## Objective
Reproduce the lines of the material exactly, excluding every image.

## Data block

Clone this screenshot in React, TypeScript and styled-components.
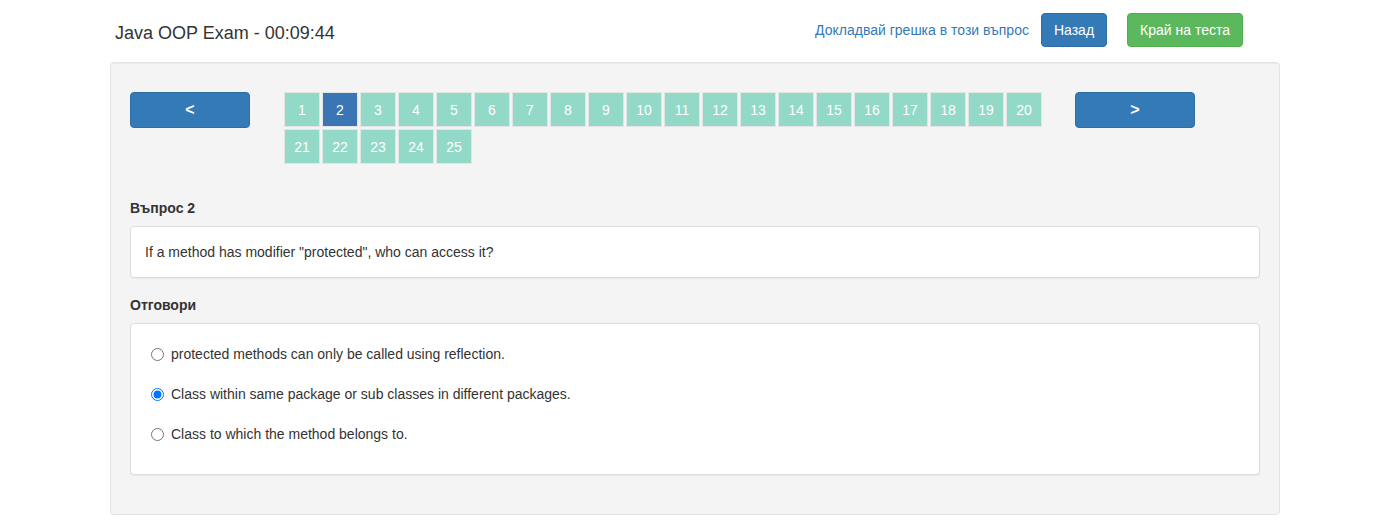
import React, { useState } from "react";
import styled, { createGlobalStyle } from "styled-components";

const GlobalStyle = createGlobalStyle`
  html, body { margin: 0; padding: 0; background: #fff; }
  body {
    font-family: "Liberation Sans", Arial, Helvetica, sans-serif;
    font-size: 14px;
    line-height: 20px;
    color: #333;
  }
  * { box-sizing: border-box; }
`;

const Page = styled.div`
  width: 1170px;
  margin-left: 110px;
`;

const Header = styled.header`
  display: flex;
  justify-content: space-between;
  align-items: flex-start;
  padding: 13px 37px 0 5px;
  height: 62px;
`;

const Title = styled.h1`
  margin: 0;
  padding-top: 9px;
  font-size: 18px;
  font-weight: normal;
  line-height: 22px;
  color: #333;
`;

const Actions = styled.div`
  display: flex;
  align-items: center;
`;

const ReportLink = styled.a`
  color: #337ab7;
  text-decoration: none;
  font-size: 14px;
  margin-right: 12px;
  cursor: pointer;
`;

const Btn = styled.button<{ $variant: "primary" | "success"; $gap?: number }>`
  height: 34px;
  padding: 6px 12px;
  font-family: inherit;
  font-size: 14px;
  line-height: 20px;
  border-radius: 4px;
  color: #fff;
  cursor: pointer;
  margin-left: ${(p) => p.$gap ?? 0}px;
  background: ${(p) => (p.$variant === "primary" ? "#337ab7" : "#5cb85c")};
  border: 1px solid ${(p) => (p.$variant === "primary" ? "#2e6da4" : "#4cae4c")};
`;

const Well = styled.section`
  background: #f4f4f4;
  border: 1px solid #e3e3e3;
  border-radius: 4px;
  box-shadow: inset 0 1px 1px rgba(0, 0, 0, 0.05);
  padding: 29px 19px 39px;
  min-height: 453px;
`;

const NavRow = styled.div`
  display: flex;
  align-items: flex-start;
`;

const ArrowBtn = styled.button`
  width: 120px;
  height: 36px;
  flex: none;
  background: #337ab7;
  border: 1px solid #2e6da4;
  border-radius: 4px;
  color: #fff;
  font-family: inherit;
  font-size: 16px;
  font-weight: bold;
  cursor: pointer;
`;

const Pages = styled.div`
  width: 791px;
  margin-left: 34px;
  display: flex;
  flex-wrap: wrap;
  column-gap: 2px;
  row-gap: 2px;
`;

const PageBox = styled.a<{ $active?: boolean }>`
  width: 36px;
  height: 35px;
  display: flex;
  align-items: center;
  justify-content: center;
  border: 1px solid #e4e4e4;
  background: ${(p) => (p.$active ? "#3a76b4" : "#92d9c8")};
  color: #fff;
  font-size: 14px;
  text-decoration: none;
  cursor: pointer;
`;

const Label = styled.div<{ $top: number }>`
  font-weight: bold;
  margin-top: ${(p) => p.$top}px;
  margin-bottom: 8px;
  line-height: 20px;
`;

const Panel = styled.div`
  background: #fff;
  border: 1px solid #ddd;
  border-radius: 4px;
  box-shadow: 0 1px 1px rgba(0, 0, 0, 0.05);
`;

const QuestionBody = styled.div`
  padding: 15px 14px 15px 14px;
`;

const AnswerList = styled.div`
  display: flex;
  flex-direction: column;
  gap: 20px;
  padding: 20px 20px 30px;
`;

const AnswerLine = styled.label`
  display: flex;
  align-items: center;
  gap: 7px;
  height: 20px;
  cursor: pointer;
`;

const Radio = styled.input`
  width: 13px;
  height: 13px;
  margin: 0;
`;

const answers = [
  "protected methods can only be called using reflection.",
  "Class within same package or sub classes in different packages.",
  "Class to which the method belongs to.",
];

export default function App() {
  const [selected, setSelected] = useState(1);
  const pages = Array.from({ length: 25 }, (_, i) => i + 1);
  return (
    <>
      <GlobalStyle />
      <Page>
        <Header>
          <Title>Java OOP Exam - 00:09:44</Title>
          <Actions>
            <ReportLink>Докладвай грешка в този въпрос</ReportLink>
            <Btn $variant="primary">Назад</Btn>
            <Btn $variant="success" $gap={20}>
              Край на теста
            </Btn>
          </Actions>
        </Header>
        <Well>
          <NavRow>
            <ArrowBtn>&lt;</ArrowBtn>
            <Pages>
              {pages.map((n) => (
                <PageBox key={n} $active={n === 2}>
                  {n}
                </PageBox>
              ))}
            </Pages>
            <ArrowBtn>&gt;</ArrowBtn>
          </NavRow>
          <Label $top={34}>Въпрос 2</Label>
          <Panel>
            <QuestionBody>
              If a method has modifier "protected", who can access it?
            </QuestionBody>
          </Panel>
          <Label $top={17}>Отговори</Label>
          <Panel>
            <AnswerList>
              {answers.map((a, i) => (
                <AnswerLine key={i}>
                  <Radio
                    type="radio"
                    name="answer"
                    checked={selected === i}
                    onChange={() => setSelected(i)}
                  />
                  {a}
                </AnswerLine>
              ))}
            </AnswerList>
          </Panel>
        </Well>
      </Page>
    </>
  );
}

## The response
Clone this screenshot in React, TypeScript and styled-components.
import React, { useState } from "react";
import styled, { createGlobalStyle } from "styled-components";

const GlobalStyle = createGlobalStyle`
  html, body { margin: 0; padding: 0; background: #fff; }
  body {
    font-family: "Liberation Sans", Arial, Helvetica, sans-serif;
    font-size: 14px;
    line-height: 20px;
    color: #333;
  }
  * { box-sizing: border-box; }
`;

const Page = styled.div`
  width: 1170px;
  margin-left: 110px;
`;

const Header = styled.header`
  display: flex;
  justify-content: space-between;
  align-items: flex-start;
  padding: 13px 37px 0 5px;
  height: 62px;
`;

const Title = styled.h1`
  margin: 0;
  padding-top: 9px;
  font-size: 18px;
  font-weight: normal;
  line-height: 22px;
  color: #333;
`;

const Actions = styled.div`
  display: flex;
  align-items: center;
`;

const ReportLink = styled.a`
  color: #337ab7;
  text-decoration: none;
  font-size: 14px;
  margin-right: 12px;
  cursor: pointer;
`;

const Btn = styled.button<{ $variant: "primary" | "success"; $gap?: number }>`
  height: 34px;
  padding: 6px 12px;
  font-family: inherit;
  font-size: 14px;
  line-height: 20px;
  border-radius: 4px;
  color: #fff;
  cursor: pointer;
  margin-left: ${(p) => p.$gap ?? 0}px;
  background: ${(p) => (p.$variant === "primary" ? "#337ab7" : "#5cb85c")};
  border: 1px solid ${(p) => (p.$variant === "primary" ? "#2e6da4" : "#4cae4c")};
`;

const Well = styled.section`
  background: #f4f4f4;
  border: 1px solid #e3e3e3;
  border-radius: 4px;
  box-shadow: inset 0 1px 1px rgba(0, 0, 0, 0.05);
  padding: 29px 19px 39px;
  min-height: 453px;
`;

const NavRow = styled.div`
  display: flex;
  align-items: flex-start;
`;

const ArrowBtn = styled.button`
  width: 120px;
  height: 36px;
  flex: none;
  background: #337ab7;
  border: 1px solid #2e6da4;
  border-radius: 4px;
  color: #fff;
  font-family: inherit;
  font-size: 16px;
  font-weight: bold;
  cursor: pointer;
`;

const Pages = styled.div`
  width: 791px;
  margin-left: 34px;
  display: flex;
  flex-wrap: wrap;
  column-gap: 2px;
  row-gap: 2px;
`;

const PageBox = styled.a<{ $active?: boolean }>`
  width: 36px;
  height: 35px;
  display: flex;
  align-items: center;
  justify-content: center;
  border: 1px solid #e4e4e4;
  background: ${(p) => (p.$active ? "#3a76b4" : "#92d9c8")};
  color: #fff;
  font-size: 14px;
  text-decoration: none;
  cursor: pointer;
`;

const Label = styled.div<{ $top: number }>`
  font-weight: bold;
  margin-top: ${(p) => p.$top}px;
  margin-bottom: 8px;
  line-height: 20px;
`;

const Panel = styled.div`
  background: #fff;
  border: 1px solid #ddd;
  border-radius: 4px;
  box-shadow: 0 1px 1px rgba(0, 0, 0, 0.05);
`;

const QuestionBody = styled.div`
  padding: 15px 14px 15px 14px;
`;

const AnswerList = styled.div`
  display: flex;
  flex-direction: column;
  gap: 20px;
  padding: 20px 20px 30px;
`;

const AnswerLine = styled.label`
  display: flex;
  align-items: center;
  gap: 7px;
  height: 20px;
  cursor: pointer;
`;

const Radio = styled.input`
  width: 13px;
  height: 13px;
  margin: 0;
`;

const answers = [
  "protected methods can only be called using reflection.",
  "Class within same package or sub classes in different packages.",
  "Class to which the method belongs to.",
];

export default function App() {
  const [selected, setSelected] = useState(1);
  const pages = Array.from({ length: 25 }, (_, i) => i + 1);
  return (
    <>
      <GlobalStyle />
      <Page>
        <Header>
          <Title>Java OOP Exam - 00:09:44</Title>
          <Actions>
            <ReportLink>Докладвай грешка в този въпрос</ReportLink>
            <Btn $variant="primary">Назад</Btn>
            <Btn $variant="success" $gap={20}>
              Край на теста
            </Btn>
          </Actions>
        </Header>
        <Well>
          <NavRow>
            <ArrowBtn>&lt;</ArrowBtn>
            <Pages>
              {pages.map((n) => (
                <PageBox key={n} $active={n === 2}>
                  {n}
                </PageBox>
              ))}
            </Pages>
            <ArrowBtn>&gt;</ArrowBtn>
          </NavRow>
          <Label $top={34}>Въпрос 2</Label>
          <Panel>
            <QuestionBody>
              If a method has modifier "protected", who can access it?
            </QuestionBody>
          </Panel>
          <Label $top={17}>Отговори</Label>
          <Panel>
            <AnswerList>
              {answers.map((a, i) => (
                <AnswerLine key={i}>
                  <Radio
                    type="radio"
                    name="answer"
                    checked={selected === i}
                    onChange={() => setSelected(i)}
                  />
                  {a}
                </AnswerLine>
              ))}
            </AnswerList>
          </Panel>
        </Well>
      </Page>
    </>
  );
}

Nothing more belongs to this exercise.